Question 8. What objectives did the British want to achieve through their infrastructure development policies in India?
Answer 8: Under British rule, there were significant infrastructural developments in India. The underlying intent wasn’t India’s development but to fulfill the British Empire’s interests. Under colonial rule, India saw significant developments in transport and communication networks. A detailed explanation of the same is given below:
- Construction of Roads:
Roads made it easier to get raw materials from different parts, from villages to the nearest railway station to ports where the Britishers would export them to British industry. There was still a shortage of all-weather roads around the country which caused significant troubles.
- Starting the Railways:
Railways were introduced in 1850 and were one of the most significant infrastructural contributions by the Britishers. It enabled travelling long distances and overcoming geographical boundaries. The Britishers mainly used the railways to transport raw materials and encourage agriculture’s commercialisation. The other reasons why the Britishers developed the railways was to mobilise the army, effectively control the Indian subcontinent, and maintain proper administration.
- Developing Ports:
The ports and various marketing centres were developed to ensure better railways connectivity, and the Britishers earned profits from foreign trade.
- Post and Telegraph:
To improve the efficiency and reach of the British administration in India, Posts and Telegraph were built by colonial rule.
Question 9. The traditional handicrafts industries were ruined under British rule. Do you agree with this view? Give reasons in support of your answer.
Answer 9: British economic policy destroyed India’s handicrafts and cottage industries, historically the primary sources of trade and revenue. Following are some reasons :
- The British damaged the silk, woollen, pottery, paper, metal, and tanner sectors in addition to the cotton weaving and spinning industries.
- Deindustrialisation was a strategy used by the British to destroy the Indian handicraft industry for personal gain. The Britishers transformed India into a straightforward exporter of raw materials for Britain’s upcoming modern businesses.
- The East India Company could control trade conditions thanks to their support for free trade.
- Additionally, they hired Indian artisans at wages significantly below market rates and compelled them to sell their goods at sub-market costs.
- In contrast to British goods, which were allowed duty-free access to Indian markets, Indian goods were subject to high tariffs in the English market. They exploited India , which led to the extinction of famous Indian handicrafts.
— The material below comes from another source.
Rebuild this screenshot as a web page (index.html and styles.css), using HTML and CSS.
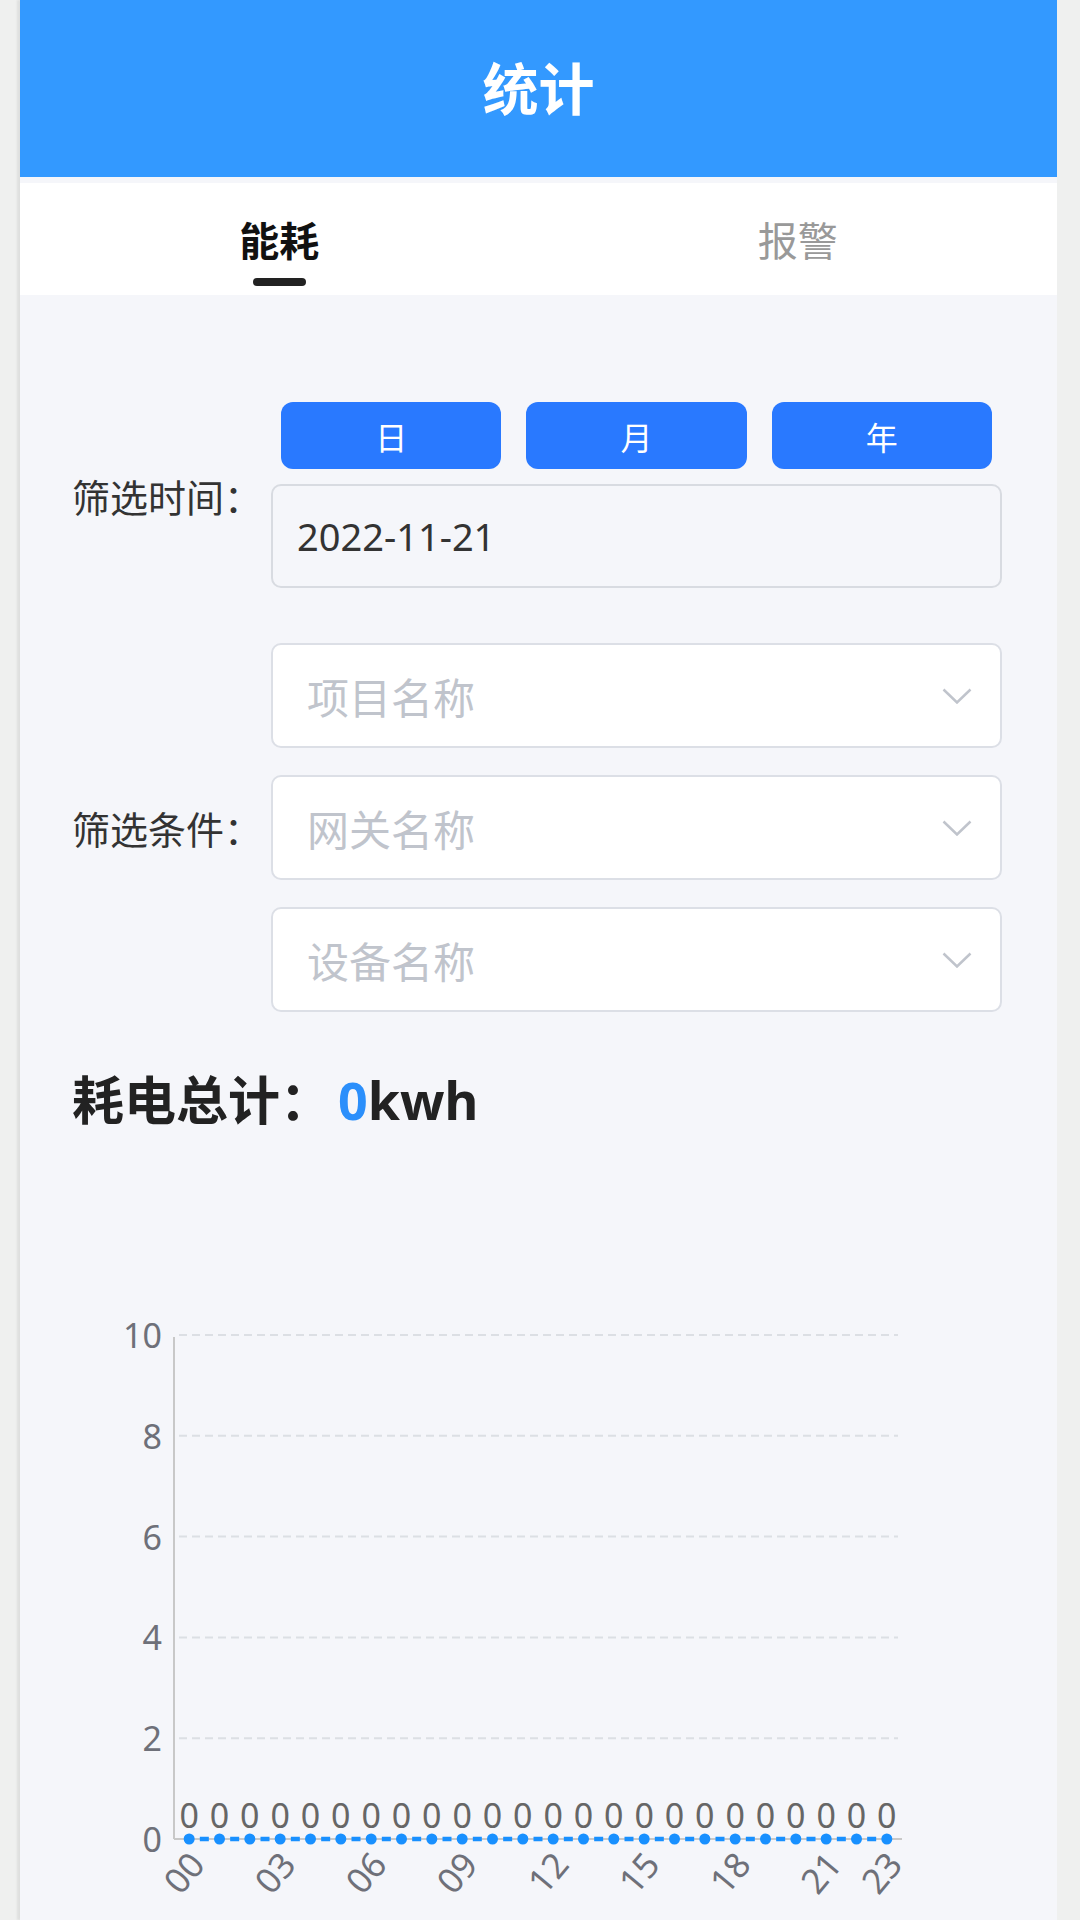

Hence it can be said that the British economic policies ruined the flourishing handicraft and cottage industry.
Question 10. Highlight the significant features of India’s pre-independence occupational structure.
Answer 10: The distribution of the population engaged in different occupations is known as the occupational culture. The following are the salient features of India’s pre-independence occupational structure:
- The Prime Occupation- Agriculture:
Under British rule, India was an agriculture-based country where more than 75% of the population was involved in agriculture. A large section of people depended on agriculture to earn a sustenance income due to widespread poverty in the country. In agriculture, the zamindari system existed, which further resulted in the sector not growing to its full potential.
- The Bleak Occupation- Industry and Manufacturing:
The Industry and Manufacturing sector employed just about 10% of the workforce. This resulted from the tough competition that Indian goods had to face from the cheap machine-made goods from England. In addition, the high tariffs imposed on Indian exports added fuel to the fire, leading to restrictions on the industry sector’s growth.
- Regional Variations:
India experienced regional differences in the composition of the workforce. It was observed that states like Andhra Pradesh, Tamil Nadu, West Bengal, and cities like Mumbai had more work focused on production and manufacturing. In contrast, states like Punjab, Orissa, and Rajasthan had more people moving toward agriculture.
Question 11. What do you understand about the draining of Indian wealth during the colonial period?
Answer 11: The concept of the drain of Indian wealth was given by Dadabhai Naoroji. Following are some points that help to explain this concept:
- A distinctive feature of the colonial era was the exploitation of Indian resources. Britain invaded India mainly to seize control over a steady supply of cheap raw materials to develop its own industrial base there.
- On the other side, Indian money was used to purchase expensive finished goods imported from Britain, enriching Britain at the expense of India.
- In addition, the British government used Indian labour to strengthen its imperial influence overseas. Indians in the British army received lower pay than their British counterparts.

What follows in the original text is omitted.